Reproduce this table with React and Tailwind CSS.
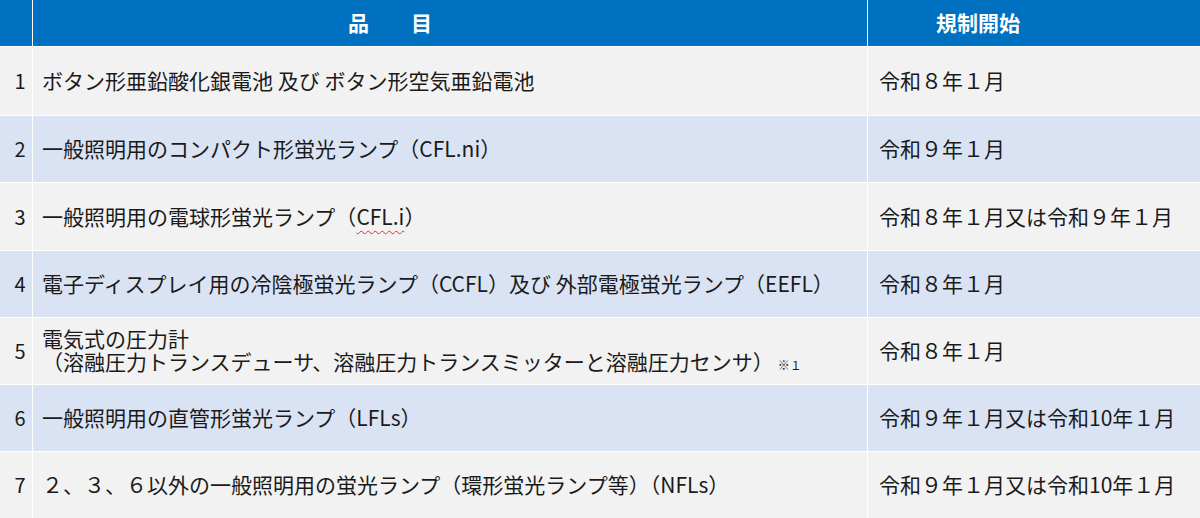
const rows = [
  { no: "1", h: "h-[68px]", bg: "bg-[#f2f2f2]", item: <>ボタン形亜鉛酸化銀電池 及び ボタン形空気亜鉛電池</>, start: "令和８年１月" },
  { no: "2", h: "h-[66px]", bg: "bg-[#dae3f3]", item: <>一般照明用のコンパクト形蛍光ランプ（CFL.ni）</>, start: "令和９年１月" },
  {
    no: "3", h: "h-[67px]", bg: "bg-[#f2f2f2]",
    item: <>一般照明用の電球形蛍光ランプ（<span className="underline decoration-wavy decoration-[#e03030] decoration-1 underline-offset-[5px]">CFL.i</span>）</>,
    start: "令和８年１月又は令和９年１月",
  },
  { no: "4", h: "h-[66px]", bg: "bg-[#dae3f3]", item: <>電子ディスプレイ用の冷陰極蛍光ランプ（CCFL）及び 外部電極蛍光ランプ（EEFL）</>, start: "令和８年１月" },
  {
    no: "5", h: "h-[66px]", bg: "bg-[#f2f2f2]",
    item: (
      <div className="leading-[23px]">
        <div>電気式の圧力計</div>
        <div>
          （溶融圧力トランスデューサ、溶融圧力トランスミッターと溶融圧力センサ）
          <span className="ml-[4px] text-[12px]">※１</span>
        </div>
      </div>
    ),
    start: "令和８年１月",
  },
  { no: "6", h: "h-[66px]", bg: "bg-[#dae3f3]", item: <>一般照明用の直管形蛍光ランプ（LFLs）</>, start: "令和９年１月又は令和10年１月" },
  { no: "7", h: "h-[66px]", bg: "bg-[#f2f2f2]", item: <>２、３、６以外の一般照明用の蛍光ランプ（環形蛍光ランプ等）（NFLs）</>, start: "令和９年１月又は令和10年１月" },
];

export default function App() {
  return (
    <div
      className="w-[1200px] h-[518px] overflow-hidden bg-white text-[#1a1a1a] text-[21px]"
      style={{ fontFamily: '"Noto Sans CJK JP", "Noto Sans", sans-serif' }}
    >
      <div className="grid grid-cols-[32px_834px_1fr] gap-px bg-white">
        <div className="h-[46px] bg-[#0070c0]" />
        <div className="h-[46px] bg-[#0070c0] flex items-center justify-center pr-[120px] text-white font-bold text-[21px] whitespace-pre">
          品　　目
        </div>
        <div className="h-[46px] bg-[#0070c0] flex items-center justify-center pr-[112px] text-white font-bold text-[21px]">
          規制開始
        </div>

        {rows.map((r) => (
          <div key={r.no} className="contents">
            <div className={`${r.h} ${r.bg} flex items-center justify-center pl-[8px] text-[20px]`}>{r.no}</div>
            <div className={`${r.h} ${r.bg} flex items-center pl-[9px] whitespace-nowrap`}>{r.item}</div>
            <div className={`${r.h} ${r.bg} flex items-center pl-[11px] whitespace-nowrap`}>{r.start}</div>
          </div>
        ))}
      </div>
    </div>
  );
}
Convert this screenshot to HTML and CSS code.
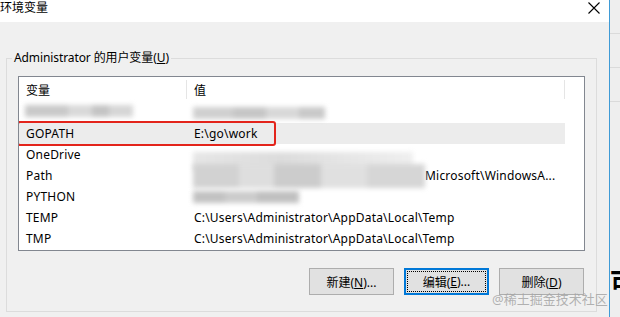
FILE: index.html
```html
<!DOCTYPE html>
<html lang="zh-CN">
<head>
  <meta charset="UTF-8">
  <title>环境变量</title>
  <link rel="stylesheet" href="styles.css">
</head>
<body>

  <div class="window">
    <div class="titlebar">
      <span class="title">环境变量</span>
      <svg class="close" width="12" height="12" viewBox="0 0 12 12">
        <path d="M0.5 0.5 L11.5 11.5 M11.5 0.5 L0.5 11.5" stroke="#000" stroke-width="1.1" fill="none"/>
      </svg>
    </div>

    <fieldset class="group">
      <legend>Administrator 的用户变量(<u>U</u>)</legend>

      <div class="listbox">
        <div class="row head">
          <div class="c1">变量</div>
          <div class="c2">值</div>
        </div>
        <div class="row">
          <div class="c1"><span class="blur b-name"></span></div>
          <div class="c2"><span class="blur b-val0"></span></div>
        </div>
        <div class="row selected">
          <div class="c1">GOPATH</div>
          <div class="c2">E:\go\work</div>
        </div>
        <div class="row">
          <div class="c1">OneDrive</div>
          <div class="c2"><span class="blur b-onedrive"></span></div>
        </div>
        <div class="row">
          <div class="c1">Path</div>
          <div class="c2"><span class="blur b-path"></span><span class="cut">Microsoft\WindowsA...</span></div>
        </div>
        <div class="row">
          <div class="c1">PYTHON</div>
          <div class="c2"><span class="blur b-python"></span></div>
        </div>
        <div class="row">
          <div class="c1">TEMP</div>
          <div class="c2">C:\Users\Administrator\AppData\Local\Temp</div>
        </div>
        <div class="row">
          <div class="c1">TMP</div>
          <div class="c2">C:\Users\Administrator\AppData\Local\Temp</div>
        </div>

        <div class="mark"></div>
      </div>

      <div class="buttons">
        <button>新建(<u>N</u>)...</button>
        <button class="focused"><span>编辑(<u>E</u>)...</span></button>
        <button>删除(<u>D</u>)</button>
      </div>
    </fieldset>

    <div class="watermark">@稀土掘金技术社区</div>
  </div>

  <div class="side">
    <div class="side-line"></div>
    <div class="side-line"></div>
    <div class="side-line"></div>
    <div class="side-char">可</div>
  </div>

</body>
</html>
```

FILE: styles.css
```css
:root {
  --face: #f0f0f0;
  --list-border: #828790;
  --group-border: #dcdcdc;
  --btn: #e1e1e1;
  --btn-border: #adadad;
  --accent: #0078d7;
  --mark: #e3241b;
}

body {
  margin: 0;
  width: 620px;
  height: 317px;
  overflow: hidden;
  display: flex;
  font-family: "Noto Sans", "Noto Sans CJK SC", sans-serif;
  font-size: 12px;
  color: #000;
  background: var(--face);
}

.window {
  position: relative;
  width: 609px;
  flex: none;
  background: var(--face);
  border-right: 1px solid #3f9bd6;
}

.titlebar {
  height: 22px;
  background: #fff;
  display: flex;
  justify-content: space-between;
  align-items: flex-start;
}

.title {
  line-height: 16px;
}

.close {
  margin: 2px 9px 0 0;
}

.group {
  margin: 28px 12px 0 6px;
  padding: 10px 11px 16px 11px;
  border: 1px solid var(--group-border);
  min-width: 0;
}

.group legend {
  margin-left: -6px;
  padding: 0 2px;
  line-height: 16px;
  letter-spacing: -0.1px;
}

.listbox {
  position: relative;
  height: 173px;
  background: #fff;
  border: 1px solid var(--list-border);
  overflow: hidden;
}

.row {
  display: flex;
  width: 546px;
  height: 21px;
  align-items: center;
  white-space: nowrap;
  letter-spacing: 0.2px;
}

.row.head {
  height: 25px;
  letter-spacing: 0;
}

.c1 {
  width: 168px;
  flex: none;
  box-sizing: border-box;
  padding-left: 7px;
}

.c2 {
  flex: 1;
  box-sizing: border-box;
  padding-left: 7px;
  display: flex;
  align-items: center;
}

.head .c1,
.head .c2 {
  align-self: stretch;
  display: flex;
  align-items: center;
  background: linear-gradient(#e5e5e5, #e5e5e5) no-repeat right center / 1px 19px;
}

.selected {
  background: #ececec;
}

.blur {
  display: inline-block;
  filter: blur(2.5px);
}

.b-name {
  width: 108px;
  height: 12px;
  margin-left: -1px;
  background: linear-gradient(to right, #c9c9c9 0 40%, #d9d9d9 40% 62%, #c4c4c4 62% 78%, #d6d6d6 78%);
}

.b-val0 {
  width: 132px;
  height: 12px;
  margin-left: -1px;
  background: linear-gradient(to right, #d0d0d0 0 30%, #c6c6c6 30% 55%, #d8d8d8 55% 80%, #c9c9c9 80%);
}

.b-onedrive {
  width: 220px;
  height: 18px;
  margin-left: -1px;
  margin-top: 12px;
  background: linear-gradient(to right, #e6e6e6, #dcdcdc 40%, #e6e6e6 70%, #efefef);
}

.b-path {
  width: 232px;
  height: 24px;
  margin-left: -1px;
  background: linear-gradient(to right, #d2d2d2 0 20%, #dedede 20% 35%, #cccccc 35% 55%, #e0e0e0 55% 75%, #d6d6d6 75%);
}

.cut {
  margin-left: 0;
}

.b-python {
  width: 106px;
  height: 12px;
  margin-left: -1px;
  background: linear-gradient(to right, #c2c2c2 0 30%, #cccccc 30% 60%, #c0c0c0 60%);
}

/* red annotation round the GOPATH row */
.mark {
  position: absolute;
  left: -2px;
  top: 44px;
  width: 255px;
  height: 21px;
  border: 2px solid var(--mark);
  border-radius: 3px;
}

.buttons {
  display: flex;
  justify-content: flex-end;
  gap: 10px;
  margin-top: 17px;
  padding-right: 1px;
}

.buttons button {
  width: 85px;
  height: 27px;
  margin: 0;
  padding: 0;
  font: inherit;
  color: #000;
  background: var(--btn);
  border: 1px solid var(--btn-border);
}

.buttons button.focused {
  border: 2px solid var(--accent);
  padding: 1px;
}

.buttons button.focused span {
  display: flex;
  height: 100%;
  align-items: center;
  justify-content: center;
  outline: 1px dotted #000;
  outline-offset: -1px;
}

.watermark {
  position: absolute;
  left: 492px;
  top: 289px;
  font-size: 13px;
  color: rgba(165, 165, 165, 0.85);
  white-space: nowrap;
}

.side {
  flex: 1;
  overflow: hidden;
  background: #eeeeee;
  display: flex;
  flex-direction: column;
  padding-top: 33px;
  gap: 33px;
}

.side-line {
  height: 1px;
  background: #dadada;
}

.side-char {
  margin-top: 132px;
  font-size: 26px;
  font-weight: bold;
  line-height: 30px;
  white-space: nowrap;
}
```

» **Written task**
Read through the data and copy every line where "this" shows up.

» **Answer to the task**
Reproduce this table with React and Tailwind CSS.
Convert this screenshot to HTML and CSS code.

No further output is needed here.